Select each line where the word "with" appears.

···

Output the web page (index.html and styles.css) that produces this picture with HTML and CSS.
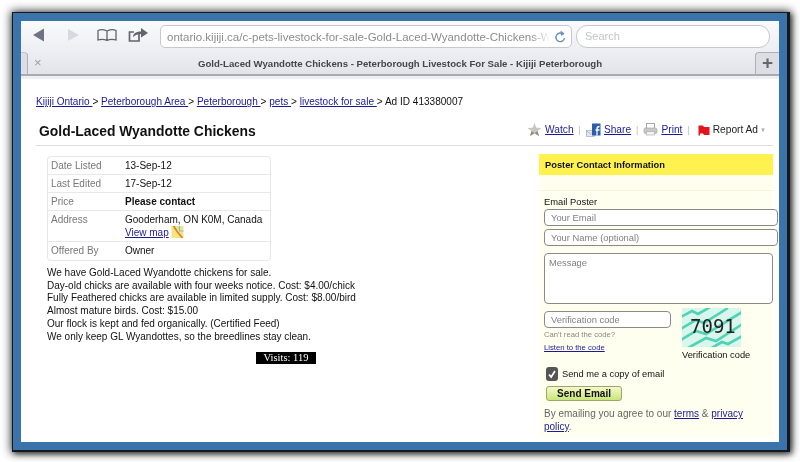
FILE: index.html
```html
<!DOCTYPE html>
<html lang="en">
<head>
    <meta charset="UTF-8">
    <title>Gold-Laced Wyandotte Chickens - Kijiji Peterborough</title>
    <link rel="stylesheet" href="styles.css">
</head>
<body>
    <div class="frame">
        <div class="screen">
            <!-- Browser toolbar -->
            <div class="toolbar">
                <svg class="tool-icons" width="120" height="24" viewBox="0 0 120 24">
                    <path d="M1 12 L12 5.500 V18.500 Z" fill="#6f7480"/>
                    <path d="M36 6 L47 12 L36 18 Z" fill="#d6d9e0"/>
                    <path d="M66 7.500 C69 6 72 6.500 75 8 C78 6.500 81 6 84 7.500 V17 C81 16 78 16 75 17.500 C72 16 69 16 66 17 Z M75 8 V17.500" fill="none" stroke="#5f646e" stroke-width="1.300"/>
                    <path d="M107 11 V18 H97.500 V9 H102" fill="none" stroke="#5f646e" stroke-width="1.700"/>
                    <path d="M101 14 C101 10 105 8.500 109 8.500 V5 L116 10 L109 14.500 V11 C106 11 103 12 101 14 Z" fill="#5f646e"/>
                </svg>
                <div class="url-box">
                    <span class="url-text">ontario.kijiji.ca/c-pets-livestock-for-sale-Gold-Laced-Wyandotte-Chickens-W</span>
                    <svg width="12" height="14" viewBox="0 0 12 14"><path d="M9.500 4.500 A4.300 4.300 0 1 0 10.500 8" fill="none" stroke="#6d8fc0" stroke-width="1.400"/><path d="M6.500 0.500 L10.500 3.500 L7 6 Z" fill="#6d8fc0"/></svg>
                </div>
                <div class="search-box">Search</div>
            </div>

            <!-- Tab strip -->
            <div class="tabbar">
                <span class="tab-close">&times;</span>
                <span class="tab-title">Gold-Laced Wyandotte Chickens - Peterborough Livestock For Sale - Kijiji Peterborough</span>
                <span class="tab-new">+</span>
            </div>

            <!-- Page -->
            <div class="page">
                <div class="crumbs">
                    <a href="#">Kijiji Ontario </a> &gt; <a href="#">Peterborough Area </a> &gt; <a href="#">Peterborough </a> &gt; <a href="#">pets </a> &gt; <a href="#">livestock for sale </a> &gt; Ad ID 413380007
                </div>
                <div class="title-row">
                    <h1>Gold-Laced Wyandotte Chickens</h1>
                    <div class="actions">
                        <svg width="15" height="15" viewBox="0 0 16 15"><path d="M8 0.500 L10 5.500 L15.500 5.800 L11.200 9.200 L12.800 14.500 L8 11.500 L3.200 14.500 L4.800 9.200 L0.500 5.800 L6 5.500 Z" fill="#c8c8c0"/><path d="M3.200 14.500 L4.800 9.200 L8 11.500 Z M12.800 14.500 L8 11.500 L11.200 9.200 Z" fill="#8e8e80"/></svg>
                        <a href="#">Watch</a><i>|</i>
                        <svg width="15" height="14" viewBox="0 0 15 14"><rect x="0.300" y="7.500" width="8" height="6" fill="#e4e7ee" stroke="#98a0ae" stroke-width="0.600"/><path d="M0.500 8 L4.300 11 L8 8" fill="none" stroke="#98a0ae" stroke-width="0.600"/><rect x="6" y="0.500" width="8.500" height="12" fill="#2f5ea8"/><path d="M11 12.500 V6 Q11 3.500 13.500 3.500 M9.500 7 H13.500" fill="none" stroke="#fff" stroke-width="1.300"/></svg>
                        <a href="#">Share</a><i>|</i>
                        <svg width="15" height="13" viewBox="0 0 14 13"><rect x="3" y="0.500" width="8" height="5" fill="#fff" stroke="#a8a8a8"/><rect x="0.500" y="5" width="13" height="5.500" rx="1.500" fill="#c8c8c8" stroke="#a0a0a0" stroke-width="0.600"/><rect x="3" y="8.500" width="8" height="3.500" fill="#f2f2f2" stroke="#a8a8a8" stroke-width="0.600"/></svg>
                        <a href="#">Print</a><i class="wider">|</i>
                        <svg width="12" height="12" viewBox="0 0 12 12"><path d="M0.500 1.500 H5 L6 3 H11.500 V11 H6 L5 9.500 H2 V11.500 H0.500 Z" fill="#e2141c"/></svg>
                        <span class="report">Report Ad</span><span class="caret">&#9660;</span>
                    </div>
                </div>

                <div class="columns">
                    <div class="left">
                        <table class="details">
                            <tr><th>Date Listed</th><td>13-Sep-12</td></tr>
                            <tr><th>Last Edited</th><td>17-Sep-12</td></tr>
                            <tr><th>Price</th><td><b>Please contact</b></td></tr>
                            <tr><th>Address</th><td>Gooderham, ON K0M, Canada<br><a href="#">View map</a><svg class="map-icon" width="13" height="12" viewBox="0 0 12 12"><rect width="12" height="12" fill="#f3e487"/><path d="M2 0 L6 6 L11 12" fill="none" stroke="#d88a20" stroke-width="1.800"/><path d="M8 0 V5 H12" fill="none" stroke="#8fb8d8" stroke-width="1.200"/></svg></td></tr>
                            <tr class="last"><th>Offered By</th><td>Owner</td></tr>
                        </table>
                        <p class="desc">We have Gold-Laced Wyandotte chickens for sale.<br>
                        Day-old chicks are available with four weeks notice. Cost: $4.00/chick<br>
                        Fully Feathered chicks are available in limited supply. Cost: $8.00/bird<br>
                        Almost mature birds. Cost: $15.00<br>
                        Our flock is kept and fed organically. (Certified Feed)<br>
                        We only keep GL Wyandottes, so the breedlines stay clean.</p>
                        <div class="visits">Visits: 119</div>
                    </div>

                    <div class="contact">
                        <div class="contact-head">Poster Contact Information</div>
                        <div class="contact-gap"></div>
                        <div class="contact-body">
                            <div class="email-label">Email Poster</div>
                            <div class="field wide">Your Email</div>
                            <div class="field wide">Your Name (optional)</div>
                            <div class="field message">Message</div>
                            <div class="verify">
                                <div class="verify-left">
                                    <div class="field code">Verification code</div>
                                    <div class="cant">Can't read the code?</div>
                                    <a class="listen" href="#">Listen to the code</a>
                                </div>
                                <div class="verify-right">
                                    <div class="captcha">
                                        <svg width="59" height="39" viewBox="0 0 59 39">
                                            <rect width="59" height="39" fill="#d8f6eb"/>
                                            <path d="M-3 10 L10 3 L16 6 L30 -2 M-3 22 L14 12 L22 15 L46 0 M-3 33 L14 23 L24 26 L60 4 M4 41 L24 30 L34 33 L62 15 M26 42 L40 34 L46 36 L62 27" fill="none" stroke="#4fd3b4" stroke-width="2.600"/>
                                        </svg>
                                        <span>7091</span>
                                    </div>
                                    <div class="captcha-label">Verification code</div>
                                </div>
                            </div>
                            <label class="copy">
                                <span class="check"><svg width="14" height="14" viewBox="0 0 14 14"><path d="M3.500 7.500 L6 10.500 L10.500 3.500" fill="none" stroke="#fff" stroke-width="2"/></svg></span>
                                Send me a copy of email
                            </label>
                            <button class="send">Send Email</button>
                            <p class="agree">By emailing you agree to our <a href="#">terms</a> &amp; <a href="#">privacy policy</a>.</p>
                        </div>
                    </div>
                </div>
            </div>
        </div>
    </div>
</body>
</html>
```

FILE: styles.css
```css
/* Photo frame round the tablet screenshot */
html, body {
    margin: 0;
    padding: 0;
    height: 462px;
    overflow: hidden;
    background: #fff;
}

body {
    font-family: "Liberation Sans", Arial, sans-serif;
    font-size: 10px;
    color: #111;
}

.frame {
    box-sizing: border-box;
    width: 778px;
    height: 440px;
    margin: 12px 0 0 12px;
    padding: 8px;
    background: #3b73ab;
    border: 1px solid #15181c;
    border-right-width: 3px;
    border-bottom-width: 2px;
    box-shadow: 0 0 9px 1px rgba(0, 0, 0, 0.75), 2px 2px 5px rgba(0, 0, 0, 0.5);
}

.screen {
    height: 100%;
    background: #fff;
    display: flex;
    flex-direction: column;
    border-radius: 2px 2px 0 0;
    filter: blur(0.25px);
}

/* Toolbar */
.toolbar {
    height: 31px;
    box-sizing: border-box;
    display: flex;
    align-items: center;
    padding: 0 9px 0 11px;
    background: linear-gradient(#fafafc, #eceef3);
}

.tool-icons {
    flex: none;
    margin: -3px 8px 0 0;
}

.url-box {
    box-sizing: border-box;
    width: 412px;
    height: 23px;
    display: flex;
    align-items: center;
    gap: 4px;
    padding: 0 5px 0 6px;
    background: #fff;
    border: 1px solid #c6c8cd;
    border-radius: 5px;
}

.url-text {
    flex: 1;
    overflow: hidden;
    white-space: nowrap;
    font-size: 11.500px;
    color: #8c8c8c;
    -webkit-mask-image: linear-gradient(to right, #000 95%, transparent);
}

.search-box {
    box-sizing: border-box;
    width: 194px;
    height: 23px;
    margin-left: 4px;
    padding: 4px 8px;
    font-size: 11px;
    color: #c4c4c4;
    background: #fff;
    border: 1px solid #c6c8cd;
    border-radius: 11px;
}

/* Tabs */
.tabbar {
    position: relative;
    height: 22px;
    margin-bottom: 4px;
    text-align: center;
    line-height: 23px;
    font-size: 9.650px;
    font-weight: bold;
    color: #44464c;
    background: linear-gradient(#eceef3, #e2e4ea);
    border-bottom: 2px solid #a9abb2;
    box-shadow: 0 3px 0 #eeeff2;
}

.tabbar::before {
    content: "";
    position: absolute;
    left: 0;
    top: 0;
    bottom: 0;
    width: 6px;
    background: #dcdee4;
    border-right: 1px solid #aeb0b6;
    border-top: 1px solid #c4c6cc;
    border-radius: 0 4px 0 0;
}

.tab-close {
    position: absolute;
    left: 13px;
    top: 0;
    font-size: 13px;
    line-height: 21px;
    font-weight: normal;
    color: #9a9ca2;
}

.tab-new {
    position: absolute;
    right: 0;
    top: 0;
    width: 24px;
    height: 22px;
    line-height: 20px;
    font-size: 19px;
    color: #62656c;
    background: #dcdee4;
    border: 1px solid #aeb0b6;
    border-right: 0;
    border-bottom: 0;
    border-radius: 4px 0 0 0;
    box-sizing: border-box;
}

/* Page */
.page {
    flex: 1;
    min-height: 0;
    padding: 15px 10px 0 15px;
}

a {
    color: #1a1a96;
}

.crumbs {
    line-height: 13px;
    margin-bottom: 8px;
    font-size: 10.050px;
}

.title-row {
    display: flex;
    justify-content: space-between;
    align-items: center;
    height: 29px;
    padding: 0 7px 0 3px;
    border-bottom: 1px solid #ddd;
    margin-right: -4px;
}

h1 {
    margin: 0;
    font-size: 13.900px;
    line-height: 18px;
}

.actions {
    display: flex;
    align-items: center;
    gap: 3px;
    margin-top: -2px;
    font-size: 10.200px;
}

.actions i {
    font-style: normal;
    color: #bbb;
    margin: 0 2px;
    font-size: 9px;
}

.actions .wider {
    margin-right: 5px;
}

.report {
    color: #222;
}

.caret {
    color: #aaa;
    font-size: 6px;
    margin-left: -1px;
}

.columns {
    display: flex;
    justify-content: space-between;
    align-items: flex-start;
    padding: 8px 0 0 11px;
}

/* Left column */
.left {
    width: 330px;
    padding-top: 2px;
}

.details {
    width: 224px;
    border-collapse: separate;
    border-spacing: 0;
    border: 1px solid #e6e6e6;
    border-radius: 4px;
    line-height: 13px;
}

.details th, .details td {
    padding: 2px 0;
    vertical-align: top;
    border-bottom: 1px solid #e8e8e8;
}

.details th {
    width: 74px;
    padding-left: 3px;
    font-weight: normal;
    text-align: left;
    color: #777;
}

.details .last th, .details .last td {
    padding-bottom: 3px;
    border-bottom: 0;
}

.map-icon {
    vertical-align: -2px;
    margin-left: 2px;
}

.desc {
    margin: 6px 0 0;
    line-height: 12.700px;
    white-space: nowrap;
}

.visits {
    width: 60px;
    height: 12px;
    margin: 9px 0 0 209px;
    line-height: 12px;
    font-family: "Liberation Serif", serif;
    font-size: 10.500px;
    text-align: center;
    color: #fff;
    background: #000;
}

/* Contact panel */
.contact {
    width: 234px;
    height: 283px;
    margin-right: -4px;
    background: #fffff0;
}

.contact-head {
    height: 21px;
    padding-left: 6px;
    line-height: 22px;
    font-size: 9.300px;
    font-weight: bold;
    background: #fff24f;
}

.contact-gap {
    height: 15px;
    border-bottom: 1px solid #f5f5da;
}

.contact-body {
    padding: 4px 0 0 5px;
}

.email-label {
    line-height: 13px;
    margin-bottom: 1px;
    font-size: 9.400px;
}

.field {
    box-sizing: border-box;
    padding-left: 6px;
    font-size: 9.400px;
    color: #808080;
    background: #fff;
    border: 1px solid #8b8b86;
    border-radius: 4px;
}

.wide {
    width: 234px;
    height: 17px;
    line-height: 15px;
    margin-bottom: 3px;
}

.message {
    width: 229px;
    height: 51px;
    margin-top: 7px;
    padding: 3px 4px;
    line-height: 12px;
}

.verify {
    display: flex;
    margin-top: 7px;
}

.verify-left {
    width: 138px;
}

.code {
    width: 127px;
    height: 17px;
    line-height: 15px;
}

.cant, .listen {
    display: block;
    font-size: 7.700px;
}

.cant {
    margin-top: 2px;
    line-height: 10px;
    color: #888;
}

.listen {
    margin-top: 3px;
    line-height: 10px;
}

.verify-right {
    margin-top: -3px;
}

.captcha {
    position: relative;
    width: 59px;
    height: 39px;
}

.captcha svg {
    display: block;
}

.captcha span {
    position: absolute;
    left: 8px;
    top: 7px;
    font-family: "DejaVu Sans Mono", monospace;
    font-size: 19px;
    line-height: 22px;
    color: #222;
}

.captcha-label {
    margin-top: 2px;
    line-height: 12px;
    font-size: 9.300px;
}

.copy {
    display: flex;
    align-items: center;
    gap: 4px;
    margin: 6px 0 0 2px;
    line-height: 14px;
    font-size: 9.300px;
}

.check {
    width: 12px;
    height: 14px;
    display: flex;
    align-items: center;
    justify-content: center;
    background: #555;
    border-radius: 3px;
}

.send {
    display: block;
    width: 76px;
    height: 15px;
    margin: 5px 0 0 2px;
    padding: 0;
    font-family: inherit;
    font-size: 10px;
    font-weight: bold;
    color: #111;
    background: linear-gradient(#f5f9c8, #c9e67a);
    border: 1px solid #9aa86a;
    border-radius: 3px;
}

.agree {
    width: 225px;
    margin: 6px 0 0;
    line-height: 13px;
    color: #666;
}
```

···

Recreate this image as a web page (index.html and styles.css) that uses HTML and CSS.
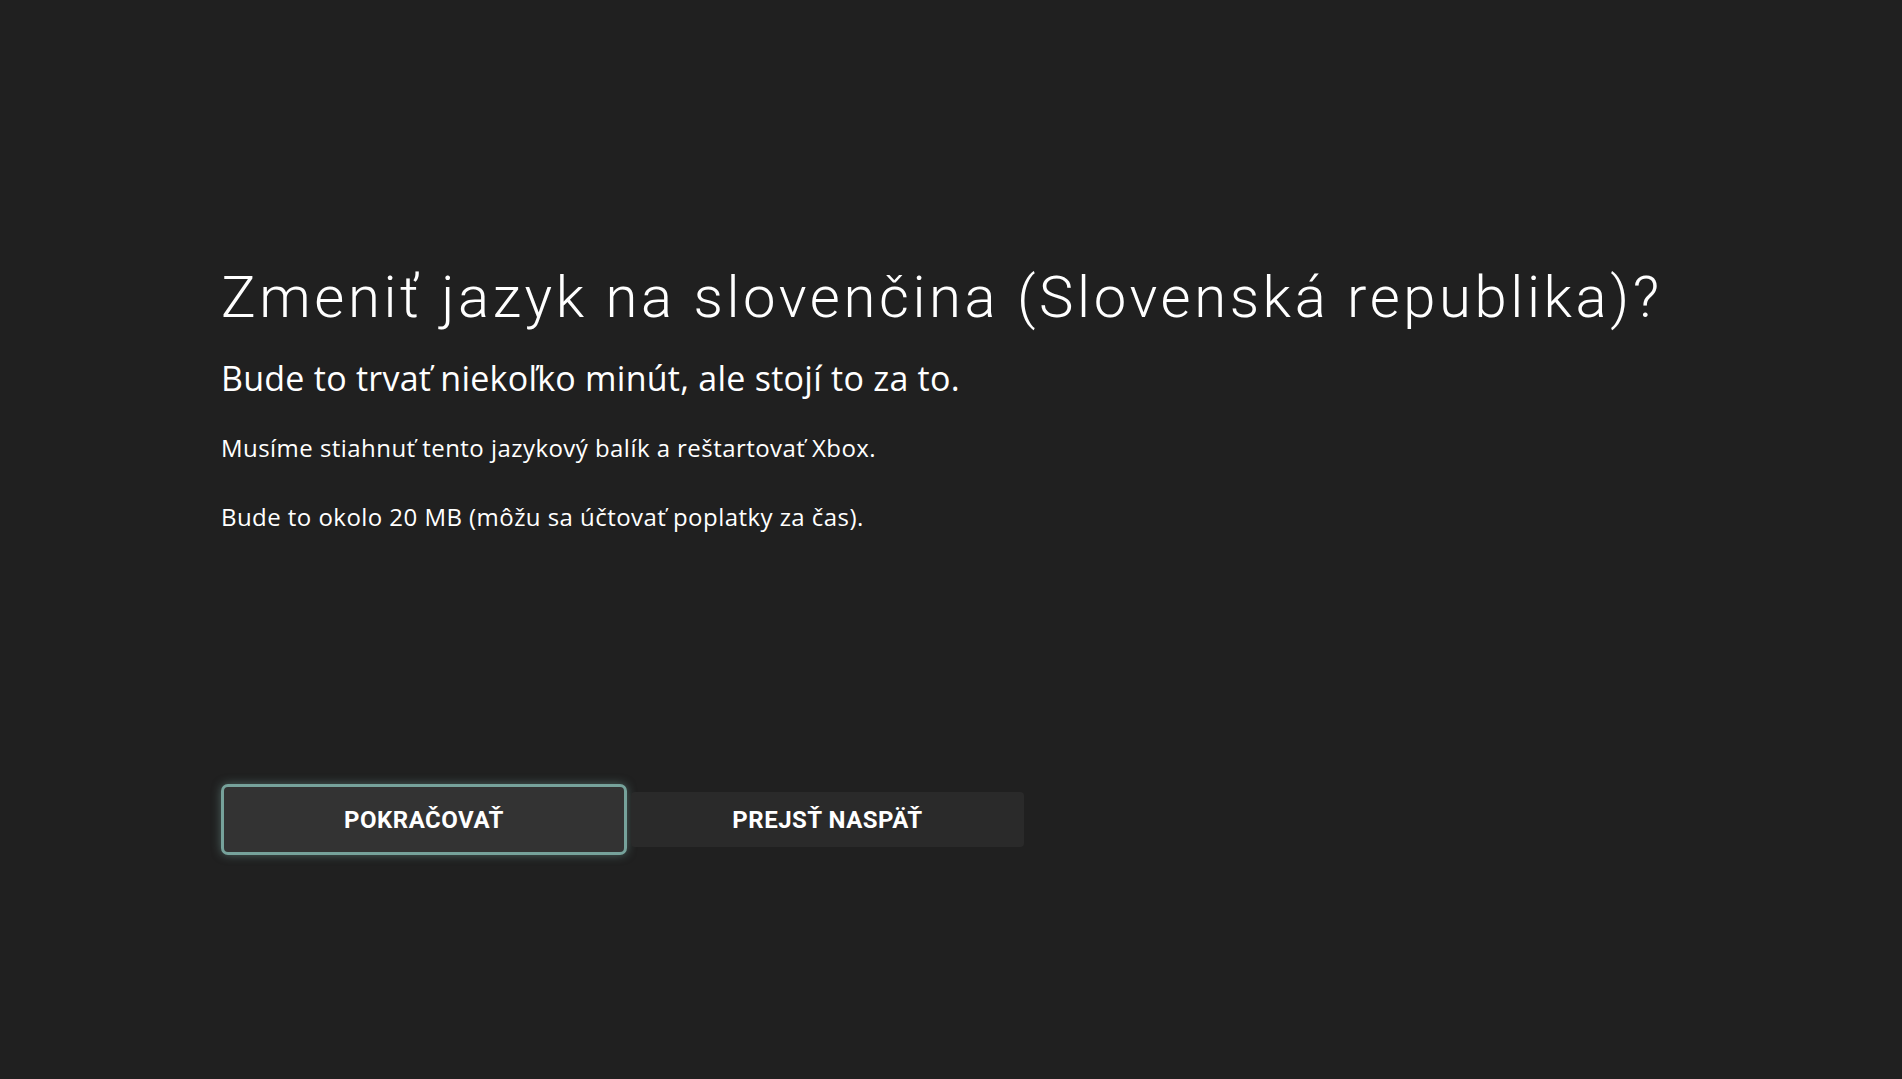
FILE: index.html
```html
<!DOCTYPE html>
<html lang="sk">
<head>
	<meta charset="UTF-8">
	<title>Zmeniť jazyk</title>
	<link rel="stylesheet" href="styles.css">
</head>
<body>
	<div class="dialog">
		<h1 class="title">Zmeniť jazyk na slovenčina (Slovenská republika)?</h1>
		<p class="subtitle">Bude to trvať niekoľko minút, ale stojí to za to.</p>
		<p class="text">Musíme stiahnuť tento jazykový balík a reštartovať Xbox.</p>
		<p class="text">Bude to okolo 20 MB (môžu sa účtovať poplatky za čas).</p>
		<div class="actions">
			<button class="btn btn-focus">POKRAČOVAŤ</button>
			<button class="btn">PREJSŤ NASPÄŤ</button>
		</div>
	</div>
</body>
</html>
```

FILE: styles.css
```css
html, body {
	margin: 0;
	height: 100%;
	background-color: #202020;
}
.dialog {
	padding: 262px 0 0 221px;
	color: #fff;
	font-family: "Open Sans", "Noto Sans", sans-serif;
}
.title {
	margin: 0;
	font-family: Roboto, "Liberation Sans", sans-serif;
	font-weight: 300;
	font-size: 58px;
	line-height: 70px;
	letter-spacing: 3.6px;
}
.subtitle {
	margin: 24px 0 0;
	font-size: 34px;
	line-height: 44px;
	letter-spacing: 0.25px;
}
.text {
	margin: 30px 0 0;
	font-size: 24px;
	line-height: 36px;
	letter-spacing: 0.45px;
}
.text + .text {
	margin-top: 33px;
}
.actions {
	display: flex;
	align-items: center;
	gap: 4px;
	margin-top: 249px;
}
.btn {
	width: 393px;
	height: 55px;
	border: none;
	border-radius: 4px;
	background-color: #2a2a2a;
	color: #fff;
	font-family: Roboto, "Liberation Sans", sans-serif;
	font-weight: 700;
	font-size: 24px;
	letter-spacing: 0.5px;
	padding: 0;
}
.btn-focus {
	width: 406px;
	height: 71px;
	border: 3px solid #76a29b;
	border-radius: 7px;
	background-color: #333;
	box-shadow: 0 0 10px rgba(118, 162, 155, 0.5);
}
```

···

Task response:
Output the web page (index.html and styles.css) that produces this picture with HTML and CSS.
                        Day-old chicks are available with four weeks notice. Cost: $4.00/chick<br>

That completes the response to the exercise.